В ответ он хрипловато, будто пересохшим голосом, он спросил:
– Как вас зовут?
– Сергей, – ответил. Его рука, державшая поручень, опустилась. Он чуть не упал, но я вовремя его подхватил.
– Мой сын, мой., так похож на вас, – пролепетал мой знакомый. – Невозможно! И голос его… Вы не мой сын?
Это уже было слишком. Но отвечать грубо не хотелось, поэтому я сказал помягче:
– Нет, извините…
Он рассказал, что его единственный сын погиб в армии, тело привезли в цинковом гробу. Голос его то умолкал, то снова возобновлялся, выговаривая отдельные фразы. Мне стало как-то не по себе, потому что своей физиономией я разворошил воспоминания.
В итоге он пригласил меня выпить кофе в «Интуристе», который был напротив Красной площади. Он там работал в кафетерии, варил кофе буржуям. Я согласился. Кофе был чудесным. Там я и подсмотрел все тонкости приготовления кофе: даже чашки, ложки, в которые разливался напиток, нужно было подогреть перед подачей. Может, поэтому народ сегодня любит мой кофе.
Сижу, пью кофе, разговариваю с ним в перерывах. Он предлагает мне поехать с ним домой. Я ему тогда и говорю: «Мне неудобно идти пустым. Я сегодня потерял деньги. Если бы вы мне заняли рублей пять, то я бы потом отдал». В ответ он безапелляционным тоном пригласил меня домой, пообещав помочь с решением денежного вопроса.
Так и оказался я у него дома в Зеленограде. Его жена была начальницей снабжения «Элиона»! Той самой женщиной, от которой зависели наши производственные отношения. Так я и решил все проблемы, а потом еще несколько раз был и в «Интуристе», и у них дома.
А моя дочь Поля в это же время заработала первые деньги. Я устроил ее мыть посуду в столовой Системкомплекса. За полдня работы она заработала 50 копеек. Потом дочь решила купить огурец там же, в столовой, и была сильно удивлена, что за него пришлось отдать половину заработка!

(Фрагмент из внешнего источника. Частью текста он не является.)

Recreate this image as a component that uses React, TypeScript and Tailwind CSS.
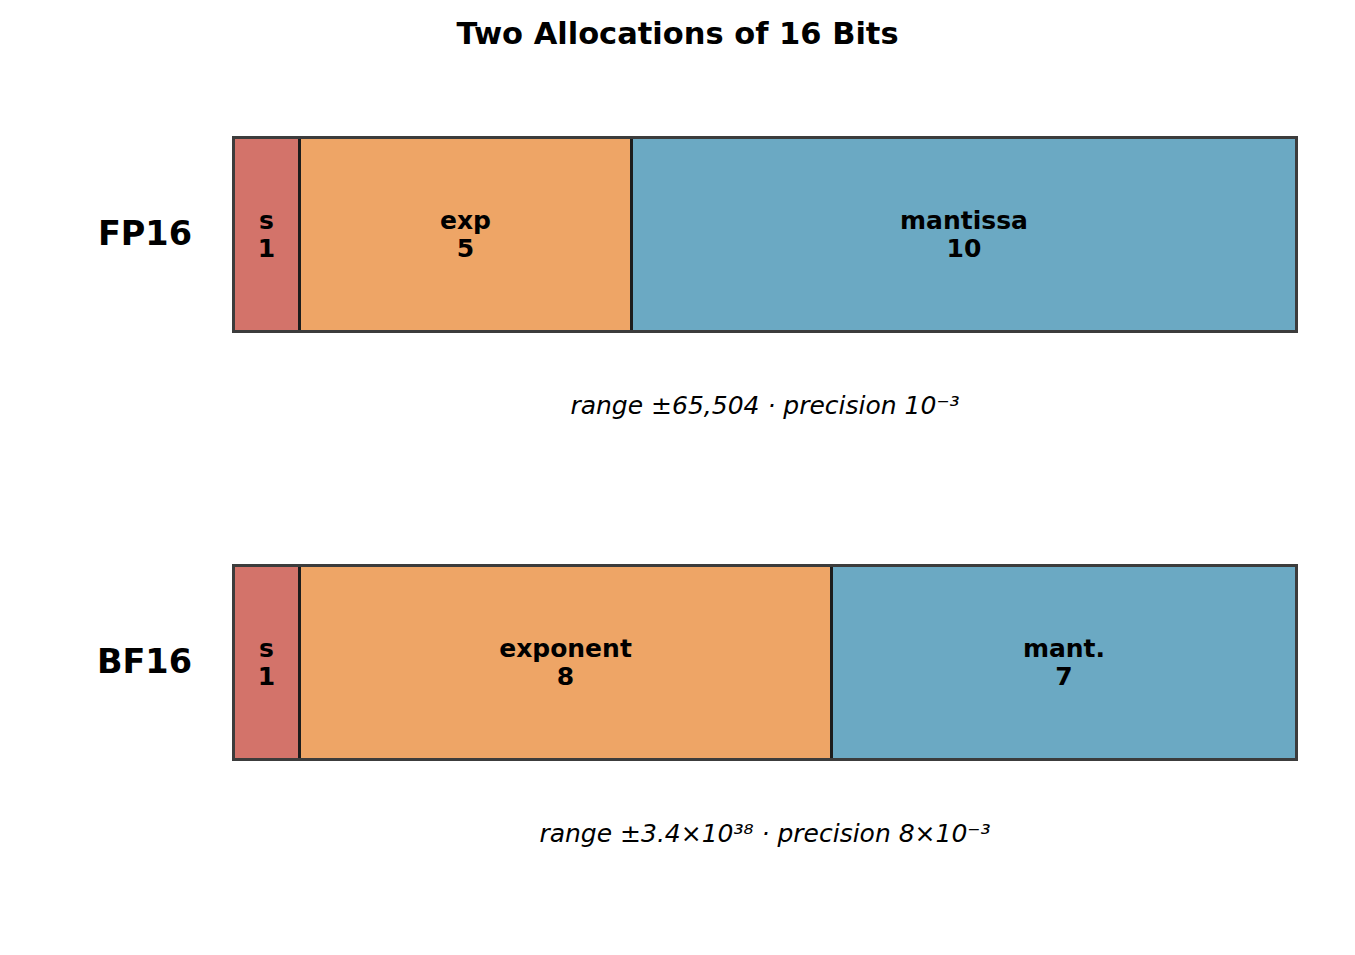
import React from 'react';

type Seg = { label: string; bits: number; color: string; width?: string };

const rows: { name: string; segs: Seg[]; caption: React.ReactNode }[] = [
  {
    name: 'FP16',
    segs: [
      { label: 's', bits: 1, color: 'bg-[#d3736a]', width: 'w-[63px]' },
      { label: 'exp', bits: 5, color: 'bg-[#eea566]', width: 'w-[332px]' },
      { label: 'mantissa', bits: 10, color: 'bg-[#6ba9c3]' },
    ],
    caption: <>range ±65,504 · precision 10⁻³</>,
  },
  {
    name: 'BF16',
    segs: [
      { label: 's', bits: 1, color: 'bg-[#d3736a]', width: 'w-[63px]' },
      { label: 'exponent', bits: 8, color: 'bg-[#eea566]', width: 'w-[532px]' },
      { label: 'mant.', bits: 7, color: 'bg-[#6ba9c3]' },
    ],
    caption: <>range ±3.4×10³⁸ · precision 8×10⁻³</>,
  },
];

function Bar({ segs }: { segs: Seg[] }) {
  return (
    <div className="flex w-[1066px] h-[197px] border-[3px] border-[#3c3c3c]">
      {segs.map((s, i) => (
        <div
          key={s.label}
          className={`${s.color} ${s.width ?? 'flex-1'} ${i > 0 ? 'border-l-[3px] border-[#1c1c1c]' : ''} flex flex-col items-center justify-center text-[25px] leading-[28px] font-bold text-black`}
        >
          <span>{s.label}</span>
          <span>{s.bits}</span>
        </div>
      ))}
    </div>
  );
}

export default function App() {
  return (
    <div
      className="w-[1355px] h-[955px] bg-white text-black"
      style={{ fontFamily: '"DejaVu Sans", sans-serif' }}
    >
      <h1 className="pt-[14px] text-center text-[30.5px] leading-[40px] font-bold">
        Two Allocations of 16 Bits
      </h1>
      <div className="flex flex-col gap-[143px] mt-[82px]">
        {rows.map((r) => (
          <div key={r.name} className="flex flex-col">
            <div className="flex items-center">
              <div className="w-[232px] pr-[40px] text-right text-[33.5px] font-bold">{r.name}</div>
              <Bar segs={r.segs} />
            </div>
            <div className="ml-[232px] w-[1066px] mt-[58px] text-center italic text-[25px] leading-[30px]">
              {r.caption}
            </div>
          </div>
        ))}
      </div>
    </div>
  );
}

Сын учился хорошо в школе № 32. В одном классе с ним учился сын Сулакшина. На школьных собраниях мы постоянно ругались с будущим депутатом Верховного совета по причине сбора денег на общеклассовые цели. Степан то ли жадничал, то ли любил порядок, но всегда требовал обоснование затрат, хотя большей части родителей не хотелось тратить на это время, поэтому они спокойно сдавали деньги на благо своих чад.
К 1989 году мы имели уже договоры с четырьмя заводами: ПО «Техника», МЗКРС, Липецким заводом шлифовальных станков и «Красным пролетарием». В первой половине года сдавали в среднем 30 станков. Наши 30 человек делали до 15 % всего объема объединения, а все объединение включало в себя несколько тысяч человек! Выработка на одного человека превышала среднюю в 10 раз!
В Москве все гудело, площади собирали сотни тысяч людей. Помню, на Арбате и мы подписывались в поддержку Ельцина. Однажды в районе памятника Пушкина я увидел на маленькой трибуне одного из ораторов, который напомнил мне Геббельса. Спросил бугая, что это за клоун, за что получил по лицу, даже пришлось защищаться. Так и познакомился с Жириновским. Какие только речи не приходилось слышать! Но в основном осуждение коммунистического строя и обещания безоблачного будущего… Только никто не говорил, что за все надо платить.